Puño en Alto •  Opinión •  01/05/2022

Medina, Luceño, Almeida, San Chin Choon y más del montón

Un proveedor malasio cuyo nombre recuerda tanto al embutido que pudiera parecer inventado con recochineo; un aristócrata, a la sazón sátrapa con denominación de origen; un empresario trincón e hipócrita que evoca a un distintivo de astado taurino y un alcalde campechanito con complejo de agente de la Stasi de la RDA, gustoso de medir la supuesta altura social a los que procura servir. Con estos mimbres solo era posible que se orquestara una operación del trinque y saqueo tan burdo de las arcas públicas como es el caso de la estafa de las mascarillas. ¿Qué podía salir mal de tamaña chapuza dada la catadura moral y ética de los intervinientes?

Solo al bueno de Azcona se le hubiese podido ocurrir escribir un guión de una supuesta y zafia estafa con esta tropa para que un genio como Berlanga inmortalizara, una vez más, cierta parte de la sociedad patria trincona con correspondencia internacional.

No obstante, ni la descripción caricaturesca de los personajes en cuestión, ni la monumental chapuza, que solo se puede entender desde la creencia de la impunidad que le daban, por una parte, las especiales y propiciatorias circunstancias creadas por la propia pandemia y, por otra, por las atribuciones sociales que pretendían representar cada cual, no debe servir para quitar un ápice del hierro que supone lo que urdieron en tales graves circunstancias utilizando los resortes sociales y hasta políticos necesarios para ello.

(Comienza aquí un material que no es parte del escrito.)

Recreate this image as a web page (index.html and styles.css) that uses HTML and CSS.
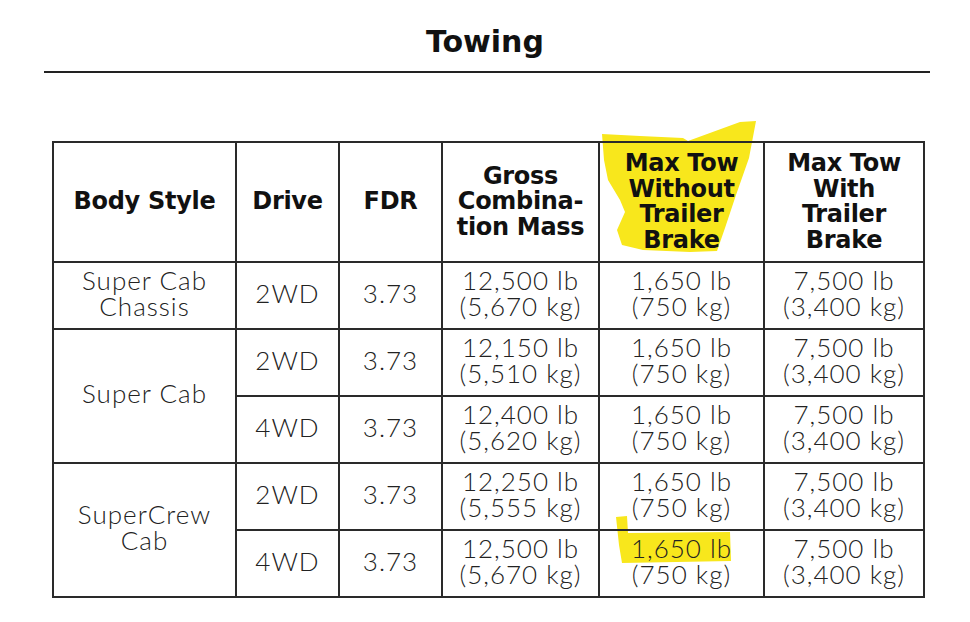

La reacción de cada cual, una vez descubierto el pastel, igualmente compagina con la catadura moral individual y en conjunto de la tropa. Pero lo que no son ni unos pillos, ni chuscos ejemplares de la picaresca propia del país como algunos lo han pretendido calificar para minimizar su importancia.

El malayo, de existir realmente, se encuentra desaparecido en combate, riéndose debe estar allá en aquel paraíso fiscal de Kuala Lumpur, felicitándose de haber engañado a los que engañan a los que supuestamente se dejan engañar.

El aristócrata, vividor donde los hayas, cuya nobleza no obliga a nada más que a seguir viviendo bien y a tutiplén a costa de lo que sea, niega la mayor argumentando que solo ha cobrado lo estipulado normalmente y quien lo investigan son unos recalcitrantes rojos perseguidores de quienes se distinguen por tener abolengo legendario en el tiempo. Lamenta que tener las cuentas bancarias embargadas, aunque el saldo no supera los 300 euros. El empresario formado, profesional, moral y éticamente en una muy conocida universidad privada religiosa, que debió faltar a las clases de moral y ética, manifiesta que obró siempre pensando en el bien que realizaba a la sociedad y que cobró lo que tenía que cobrar, faltaría más.

Y por último, la reacción del alcalde capitalino que ha pasado por todas las fases propias del manual de costumbre para estos casos. Negar lo evidente, culpar a terceros y pretender pasar por víctima doblemente: ser estafado y perseguido por una conjura de la insaciable izquierda opositora en el ayuntamiento.

El final al sainete de este vomitivo nauseabundo saqueo de las arcas públicas está en manos de la justicia y, en último extremo, en el reproche social generalizado. Pero la justicia en este país sabemos de qué pie cojea y por desgracia la sociedad no tiene los resortes éticos y morales engrasados para dar la respuesta contundente a estos trincones.